Apparently Le Consulat was not only the scene of Woody Allen’s “I Love You.” It’s also one of his favorite places to frequent in Paris.
In walking past such places as Picasso’s Paris apartment, my group and I stumbled onto a film set. We were promptly permitted to walk through and see what was going on between takes. Unbelievable.
Finding out Moulin Rouge translates merely to “Red Windmill” was a bit of a let down. Seeing the structure itself, though, was fantastic.
Thanks to this little projector, I now know what Ernest Hemingway’s naked behind looks like. As far as I’m concerned, that was a priceless discovery.
John Morris will turn 100 years old this December. He has worked with such photojournalists as Robert Capa and is seen here holding what may soon be his completed memoir.

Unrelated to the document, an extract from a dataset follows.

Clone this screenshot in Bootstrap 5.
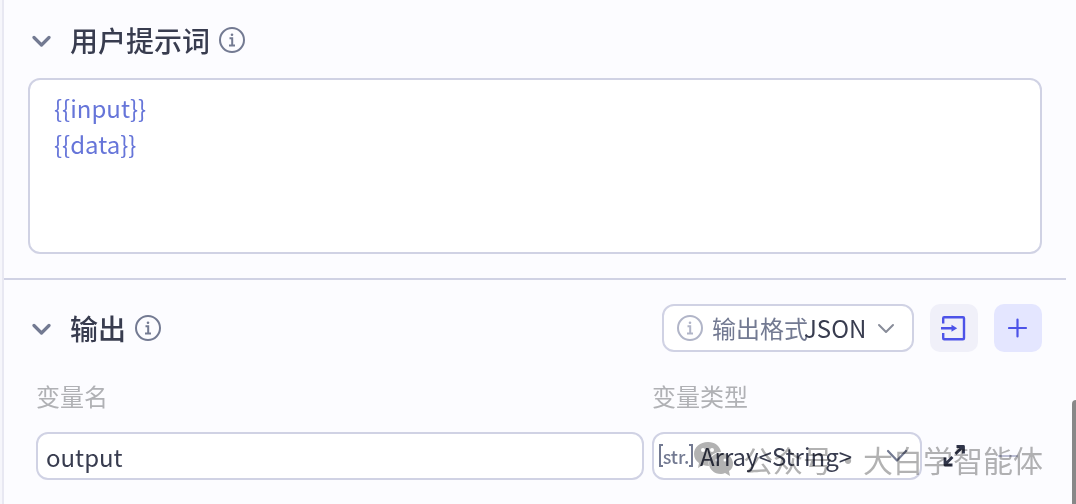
<!DOCTYPE html>
<html lang="zh-CN">
<head>
<meta charset="utf-8">
<meta name="viewport" content="width=device-width, initial-scale=1">
<title>输出</title>
<link href="https://cdn.jsdelivr.net/npm/bootstrap@5.3.0/dist/css/bootstrap.min.css" rel="stylesheet">
<style>
  :root { --line: #d0d2e4; --ink: #383c4f; --soft: #737a92; --accent: #4d53e8; }
  body { background: #f6f6fb; color: var(--ink); font-family: "Noto Sans CJK SC", sans-serif; font-size: 24px; line-height: 36px; overflow: hidden; }
  svg { display: block; flex: none; }
  .panel { background: #fcfcff; border-left: 2px solid #e8e8f2; margin-left: 2px; min-height: 100vh; padding-bottom: 24px; }
  .prompt-part { padding: 16px 24px 24px; margin-right: 10px; border-bottom: 2px solid var(--line); }
  .output-part { padding: 24px 34px 0 24px; }
  .head-row { min-height: 48px; }
  .part-title { font-size: 28px; font-weight: 500; line-height: 48px; margin: 0 9px 0 18px; }
  .plain-btn { background: none; border: 0; padding: 0; color: var(--soft); }
  .boxed { background: #fff; border: 2px solid var(--line); border-radius: 12px; color: var(--ink); }
  .boxed:focus-within { border-color: var(--accent); }
  .prompt-text { display: block; width: 100%; height: 176px; padding: 10px 24px; color: #6675d9; resize: none; outline: 0; margin-top: 14px; }
  .tool-btn { width: 48px; height: 48px; border: 0; border-radius: 10px; background: #f0f0f9; color: var(--accent); }
  .tool-btn.add { background: #e4e6ff; }
  .format-box { height: 48px; padding: 0 16px 0 12px; color: var(--soft); width: 252px; }
  .format-box label { margin-right: -4px; }
  .bare-select { appearance: none; border: 0; background: none; padding: 0; color: var(--ink); outline: 0; line-height: 36px; }
  .col-label { color: #b0b1b5; margin-bottom: 18px; line-height: 36px; display: block; }
  .fields { padding: 26px 0 0 8px; gap: 8px; }
  .name-box { display: block; width: 100%; height: 48px; padding: 0 8px; outline: 0; }
  .type-col { width: 270px; }
  .type-box { height: 48px; padding: 0 12px 0 6px; }
  .str-tag { font-size: 18px; font-weight: 500; line-height: 24px; color: var(--soft); width: 32px; margin-right: 8px; }
  .row-actions { width: 112px; height: 48px; padding: 0 16px 0 12px; }
  .row-actions .remove { margin-right: 8px; }
  .watermark { position: absolute; right: 33px; bottom: 21px; color: #b2b2b2; font-size: 30px; line-height: 48px; mix-blend-mode: multiply; pointer-events: none; white-space: nowrap; }
  .mid-dot { width: 30px; text-align: center; }
  .scroll-thumb { position: absolute; right: 0; top: 400px; bottom: 0; width: 4px; background: #888; border-top-left-radius: 4px; }
</style>
</head>
<body class="position-relative">
<main class="panel">
  <section class="prompt-part">
    <div class="head-row d-flex align-items-center">
      <button class="plain-btn ms-1" type="button" aria-label="收起用户提示词"><svg width="20" height="20" viewBox="0 0 20 20" fill="none" stroke="currentColor" stroke-width="3.2" stroke-linecap="round" stroke-linejoin="round"><path d="M2 7.500 9.500 15 17 7.500"/></svg></button>
      <h2 class="part-title"><label for="prompt">用户提示词</label></h2>
      <button class="plain-btn" type="button" aria-label="说明"><svg width="26" height="26" viewBox="0 0 26 26" fill="none" stroke="currentColor" stroke-width="2"><circle cx="13" cy="13" r="12"/><path d="M10.500 11.200h2.700v7M10 18.500h6"/><circle cx="13" cy="7.800" r="1.300" fill="currentColor" stroke="none"/></svg></button>
    </div>
    <textarea id="prompt" class="boxed prompt-text">{{input}}
{{data}}</textarea>
  </section>

  <section class="output-part">
    <div class="head-row d-flex align-items-center">
      <button class="plain-btn ms-1" type="button" aria-label="收起输出"><svg width="20" height="20" viewBox="0 0 20 20" fill="none" stroke="currentColor" stroke-width="3.2" stroke-linecap="round" stroke-linejoin="round"><path d="M2 7.500 9.500 15 17 7.500"/></svg></button>
      <h2 class="part-title">输出</h2>
      <button class="plain-btn" type="button" aria-label="说明"><svg width="26" height="26" viewBox="0 0 26 26" fill="none" stroke="currentColor" stroke-width="2"><circle cx="13" cy="13" r="12"/><path d="M10.500 11.200h2.700v7M10 18.500h6"/><circle cx="13" cy="7.800" r="1.300" fill="currentColor" stroke="none"/></svg></button>
      <div class="d-flex align-items-center gap-3 ms-auto">
        <div class="boxed format-box d-flex align-items-center">
          <svg class="me-2" width="28" height="26" viewBox="0 0 28 26" fill="none" stroke="#b1b5c8" stroke-width="2"><circle cx="14" cy="13" r="12"/><path d="M11.500 11.200h2.700v7M11 18.500h6"/><circle cx="14" cy="7.800" r="1.300" fill="#b1b5c8" stroke="none"/></svg>
          <label for="format" class="text-nowrap">输出格式</label>
          <select id="format" class="bare-select"><option>JSON</option></select>
          <svg class="ms-auto" width="20" height="20" viewBox="0 0 20 20" fill="none" stroke="#888c99" stroke-width="2" stroke-linecap="round" stroke-linejoin="round"><path d="M3 7 10 14 17 7"/></svg>
        </div>
        <button class="tool-btn d-flex align-items-center justify-content-center" type="button" aria-label="导入"><svg width="26" height="26" viewBox="1 0 26 26" fill="none" stroke="currentColor" stroke-width="2.400"><path d="M3.200 8.500V3.200q0-1 1-1H23q1 0 1 1v20q0 1-1 1H4.200q-1 0-1-1v-5.300M1 13.200h12" stroke-linejoin="round"/><path d="M11.500 9.700v7l5.700-3.500z" fill="currentColor" stroke="none"/></svg></button>
        <button class="tool-btn add d-flex align-items-center justify-content-center" type="button" aria-label="新增"><svg width="20" height="20" viewBox="0 0 20 20" stroke="currentColor" stroke-width="2.200" stroke-linecap="round"><path d="M9.500 1.500v17M1 10h17"/></svg></button>
      </div>
    </div>

    <div class="fields d-flex">
      <div class="flex-grow-1">
        <label class="col-label" for="varname">变量名</label>
        <input id="varname" class="boxed name-box" type="text" value="output">
      </div>
      <div class="type-col">
        <label class="col-label" for="vartype">变量类型</label>
        <div class="boxed type-box d-flex align-items-center">
          <span class="str-tag d-flex align-items-center justify-content-center"><svg width="4" height="26" viewBox="0 0 4 26" fill="none" stroke="currentColor" stroke-width="2"><path d="M4 2H1v21h3"/></svg>str.<svg width="4" height="26" viewBox="0 0 4 26" fill="none" stroke="currentColor" stroke-width="2"><path d="M0 2h3v21H0"/></svg></span>
          <select id="vartype" class="bare-select"><option>Array&lt;String&gt;</option></select>
          <svg class="ms-auto" width="22" height="20" viewBox="0 0 22 20" fill="none" stroke="#737a92" stroke-width="2.200" stroke-linecap="round" stroke-linejoin="round"><path d="M2 5 11 14.500 20 5"/></svg>
        </div>
      </div>
      <div class="row-actions d-flex align-items-center justify-content-between align-self-end">
        <button class="plain-btn" type="button" aria-label="展开"><svg width="24" height="24" viewBox="0 0 24 24" fill="none" stroke="#30354a" stroke-width="2.800" stroke-linejoin="round"><path d="M13.500 10 21 2.500M14.500 2.500h7v7M10.500 13 3 20.500M3 13.500v7.500h7.500"/></svg></button>
        <button class="plain-btn remove" type="button" aria-label="删除" disabled><svg width="20" height="20" viewBox="0 0 20 20" stroke="#bcbed4" stroke-width="2" stroke-linecap="round"><path d="M1 10h18"/></svg></button>
      </div>
    </div>
  </section>
</main>
<div class="watermark d-flex align-items-center"><svg class="me-2" width="42" height="36" viewBox="0 0 42 36"><path fill="#b2b2b2" fill-rule="evenodd" d="M15 1C7 1 1 6 1 13c0 4 2 7 5 9l-1 5 5-3q3 1 6 1C14 17 20 11 28 11 27 5 22 1 15 1zM10 7a2 2 0 1 1 0 4 2 2 0 0 1 0-4zM19 7a2 2 0 1 1 0 4 2 2 0 0 1 0-4z"/><path fill="#b2b2b2" fill-rule="evenodd" d="M28 12c-7 0-12 5-12 10.500S21 33 28 33q2 0 4-1l5 3-1-5c3-2 4-4 4-7.500C40 17 35 12 28 12zM24 17.500a1.500 1.500 0 1 1 0 3 1.500 1.500 0 0 1 0-3zM32 17.500a1.500 1.500 0 1 1 0 3 1.500 1.500 0 0 1 0-3z"/></svg><span>公众号</span><span class="mid-dot">·</span><span>大白学智能体</span></div>
<div class="scroll-thumb"></div>
<script src="https://cdn.jsdelivr.net/npm/bootstrap@5.3.0/dist/js/bootstrap.bundle.min.js"></script>
</body>
</html>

Notre Dame is every bit as beautiful as I was led to believe. Both the outside and inside are absolutely stunning.
The Louvre is absolutely gargantuan. Though I didn’t have time to go inside, just walking around outside was a worthwhile experience.
After Paris tore the locks off the former Love Lock Bridge, a new bridge began accumulating the symbols of everlasting love. This time, i hope Paris will at least do us the service of making the locks an art exhibit should they need to be removed.
Well, this about sums up my trip. It may have taken me a ridiculously long time to gather my thoughts and my photos, but here they are. Now that this is complete, you can expect to see me posting content regularly again.
Please, tell me stories and ask me questions about my experience walking in the footsteps of Ernie Pyle. As long as I can keep talking about it, I will believe it actually happened.